En el hostal de Londres había un chico que era Peeta el de The Hunger Games. Era él, pero no lo sabíamos. Su cara me resultaba vagamente familiar. Mis años de consulta religiosa en imdb.com no me habían llevado a su perfil. Era un muchacho del staff del hostal, con la cara idéntica a la de un actor que no identificábamos, J porque no se acordaba aunque ya había visto la película, y  yo porque no la había visto. Y lo mirábamos fijamente y decíamos: es él, ¿pero quién? Es un actor juvenil, ¿pero cuál?
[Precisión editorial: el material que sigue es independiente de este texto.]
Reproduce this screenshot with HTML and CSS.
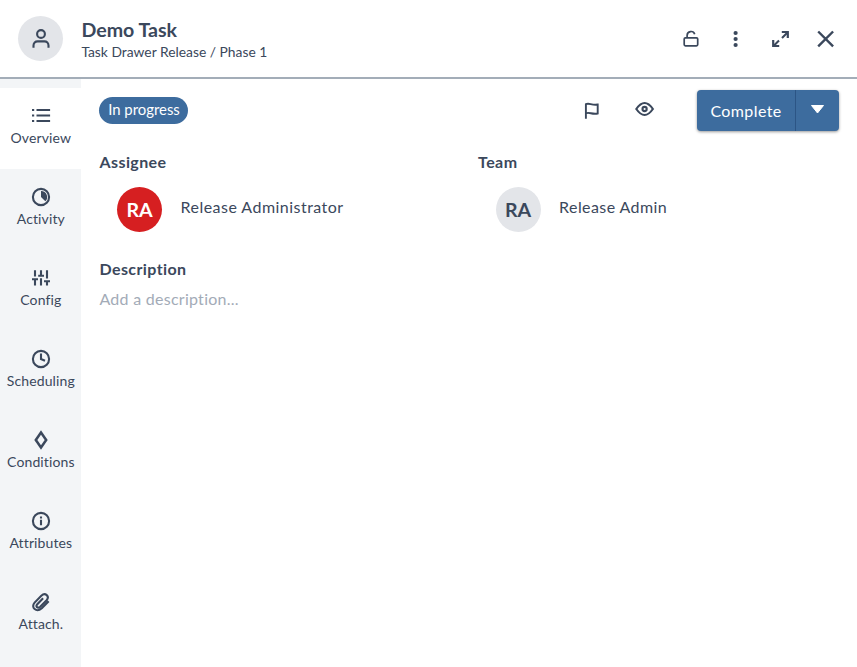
FILE: index.html
```html
<!DOCTYPE html>
<html lang="en">
<head>
<meta charset="utf-8">
<title>Demo Task</title>
<link rel="stylesheet" href="styles.css">
</head>
<body>
<header class="header">
  <div class="avatar avatar-icon">
    <svg width="22" height="22" viewBox="0 0 22 22"><circle cx="11" cy="6" r="3.9"/><path d="M3.5 19.8v-2.4a4 4 0 0 1 4-4h7a4 4 0 0 1 4 4v2.4"/></svg>
  </div>
  <div class="titles">
    <h1 class="title"><span>Demo Task</span></h1>
    <p class="subtitle"><span>Task Drawer Release / Phase 1</span></p>
  </div>
  <div class="actions">
    <svg class="thin" width="20" height="20" viewBox="0 0 20 20"><rect x="3.2" y="8.9" width="13.5" height="7.9" rx="1.2"/><path d="M6.1 8.6V6.4a3.9 3.9 0 0 1 7.6-1.2"/></svg>
    <svg class="solid" width="20" height="20" viewBox="0 0 20 20"><circle cx="9.6" cy="4" r="2.1"/><circle cx="9.6" cy="10" r="2.1"/><circle cx="9.6" cy="16" r="2.1"/></svg>
    <svg width="20" height="20" viewBox="0 0 20 20"><path d="M11 8.9l5.5-5.5M2.5 17L8 11.5"/><path d="M10.8 3h6v6M2.2 11v6h6" stroke-width="2.2"/></svg>
    <svg class="close" width="20" height="20" viewBox="0 0 20 20"><path d="M2.2 2.5l14.9 14.9M17.1 2.5L2.2 17.4"/></svg>
  </div>
</header>
<div class="body">
  <nav class="rail">
    <a class="tab active"><svg width="20" height="20" viewBox="0 0 20 20"><path d="M5.5 4h13.6M5.5 9.5h13.6M5.5 15h13.6M1 4h2.2M1 9.5h2.2M1 15h2.2"/></svg><span>Overview</span></a>
    <a class="tab"><svg width="20" height="20" viewBox="0 0 20 20"><circle cx="10" cy="10" r="8.1"/><path class="fill" d="M10 4a6 6 0 0 1 4.3 10.3L10 10z"/></svg><span>Activity</span></a>
    <a class="tab"><svg width="20" height="20" viewBox="0 0 20 20"><path d="M4 2.2v6.2M1 11.2h6M4 11v6.5M10 2.2v5M7.2 7.8h5.8M10 10.2v7.3M16 2.2v8.2M13 13.2h6M16 13v4.5"/></svg><span>Config</span></a>
    <a class="tab"><svg width="20" height="20" viewBox="0 0 20 20"><circle cx="10" cy="10" r="8.1"/><path d="M10 4.5V10l4 1.8"/></svg><span>Scheduling</span></a>
    <a class="tab"><svg width="20" height="20" viewBox="0 0 20 20"><path stroke-width="2.5" d="M10 2.5l5.2 7.5-5.2 7.5L4.8 10z"/></svg><span>Conditions</span></a>
    <a class="tab"><svg width="20" height="20" viewBox="0 0 20 20"><circle cx="10" cy="10" r="8.1"/><path d="M10 8.8v5.4M10 5.6v2"/></svg><span>Attributes</span></a>
    <a class="tab"><svg width="20" height="20" viewBox="0 0 20 20"><path d="M17.7 9.3l-6.9 7c-5.4 4.7-11.4-.8-7.2-5.7l6.7-6.9c4.1-3.6 8.6.6 5.3 4.5l-6.4 6.5c-2.6 2.2-4.9-.2-2.9-2.5l5.8-6"/></svg><span>Attach.</span></a>
  </nav>
  <main class="main">
    <div class="toolbar">
      <span class="badge"><span>In progress</span></span>
      <div class="tools">
        <svg class="flag" width="20" height="20" viewBox="0 0 20 20"><path d="M3.9 18.7V4.2c3-1.7 5.7 1.3 11.8.3v9c-5.6 1.3-8.5-1.8-11.8-.2"/></svg>
        <svg class="eye" width="20" height="20" viewBox="0 0 20 20"><path d="M1.3 10Q9.6-2 17.9 10Q9.6 22 1.3 10z"/><circle cx="9.6" cy="10" r="2.1"/></svg>
      </div>
      <div class="split">
        <button class="complete"><span>Complete</span></button>
        <button class="drop" aria-label="More"><svg width="14" height="9" viewBox="0 0 14 9"><path d="M.5 .5h12L6.5 8z"/></svg></button>
      </div>
    </div>
    <div class="people">
      <section><h2 class="label"><span>Assignee</span></h2><div class="person"><div class="avatar red"><span>RA</span></div><span class="name">Release Administrator</span></div></section>
      <section><h2 class="label"><span>Team</span></h2><div class="person"><div class="avatar"><span>RA</span></div><span class="name team">Release Admin</span></div></section>
    </div>
    <section><h2 class="label"><span>Description</span></h2><p class="placeholder"><span>Add a description...</span></p></section>
  </main>
</div>
</body>
</html>
```
FILE: styles.css
```css
* { box-sizing: border-box; }
body { margin: 0; height: 667px; overflow: hidden; display: flex; flex-direction: column; background: #fff; color: #3b485c; font-family: Lato, sans-serif; }
h1, h2, p { margin: 0; }
svg { display: block; fill: none; stroke: #3b485c; stroke-width: 2.1; flex: none; }
.thin { stroke-width: 1.7; }
.close { stroke-width: 2.4; }
.flag { stroke-width: 1.9; }
.solid, .fill { fill: #3b485c; stroke: none; }
.header { height: 79px; flex: none; display: flex; align-items: flex-start; padding: 16px 21px 0 18px; border-bottom: 2px solid #a3adb8; }
.avatar { width: 45px; height: 45px; border-radius: 50%; background: #e3e5e9; display: flex; align-items: center; justify-content: center; font-size: 19.6px; line-height: 24px; font-weight: 700; flex: none; }
.red { background: #d61f21; color: #fff; }
.titles { margin: 0 0 0 18.4px; white-space: nowrap; }
.title { font-size: 19.6px; line-height: 27px; font-weight: 700; }
.subtitle { font-size: 13.85px; line-height: 18px; }
.actions { margin: 13px 0 0 auto; display: flex; gap: 25px; }
.body { flex: 1; display: flex; min-height: 0; }
.rail { width: 81px; background: #f3f5f7; padding-top: 9px; flex: none; }
.tab { height: 81px; display: flex; flex-direction: column; align-items: center; padding-top: 18px; font-size: 14px; line-height: 20px; letter-spacing: .12px; gap: 2px; white-space: nowrap; }
.tab span { padding-left: .7px; }
.active { background: #fff; }
.main { flex: 1; padding: 11px 18px 0; }
.toolbar { height: 41px; display: flex; }
.badge { width: 89px; height: 27px; margin-top: 7px; padding-left: 1px; border-radius: 14px; background: #3d6c9e; color: #fff; font-size: 14.9px; line-height: 25px; text-align: center; white-space: nowrap; }
.tools { display: flex; gap: 33px; margin: 9px 42px 0 auto; }
.flag { margin-top: 1px; }
.split { width: 142px; height: 41px; display: flex; border-radius: 4px; background: #3d6c9e; box-shadow: 0 1px 3px #0006; }
button { border: 0; padding: 0; background: none; color: #fff; font: 16px/41px Lato, sans-serif; letter-spacing: .4px; }
.complete { width: 98px; }
.drop { flex: 1; border-left: 1px solid #2c5585; display: flex; justify-content: center; padding-top: 15px; }
.drop svg { fill: #fff; stroke: #fff; stroke-width: 1; }
.people { display: grid; grid-template-columns: 378.6px 1fr; margin-top: 21px; height: 107px; }
.label { font-size: 16px; line-height: 20px; font-weight: 700; letter-spacing: .4px; padding-left: .5px; }
.person { display: flex; margin: 15px 0 0 18px; }
.name { margin: 9px 0 0 18.5px; font-size: 16px; line-height: 22px; letter-spacing: .47px; }
.team { letter-spacing: .42px; }
.placeholder { margin-top: 9px; padding-left: .4px; font-size: 16px; line-height: 22px; letter-spacing: .27px; color: #a3abb7; }
```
Mientras tanto él llevaba a cabo sus actividades normales de empleado y habitante de hostal, esa vida que parece idílica vista desde afuera, si eres joven y quieres pasártela bien un rato: limpiar la cocina, poner los panecitos en un plato, el cereal en un bol, la leche en una jarra, las mantequillitas y mermeladitas en un recipiente; limpiar baños y áreas comunes, colocar recaditos y compartir la clave wifi, pasar la noche en recepción cuando te toca, sentarte en las áreas comunes charlando y bebiendo cervezas.

Meses después, cuando por fin vi The Hunger Games, descubrí que el actor al que se parecía (no sólo se parecía, era él) se llama Josh Hutcherson. Ahora nos gusta Josh Hutcherson. Peeeeta. Lo vimos en Saturday Night Live y convenimos en que es muy guapito. ¿Nos gustaba al mismo tiempo el chico del hostal de Londres?

La semana pasada, un chef que admiro me saludó convencido de conocerme. Otra vez. El asunto de mis dobles no terminará nunca. ¿Tengo una cara común? ¿Algún rasgo que se repite? Supongo que es otra cosa. Mi Doppelgänger de cara se repite, allá afuera.

 

El fin estuve leyendo los procesos creativos de un músico que admiro. Es tan bella la creación artística holgada, libre y con posibilidades.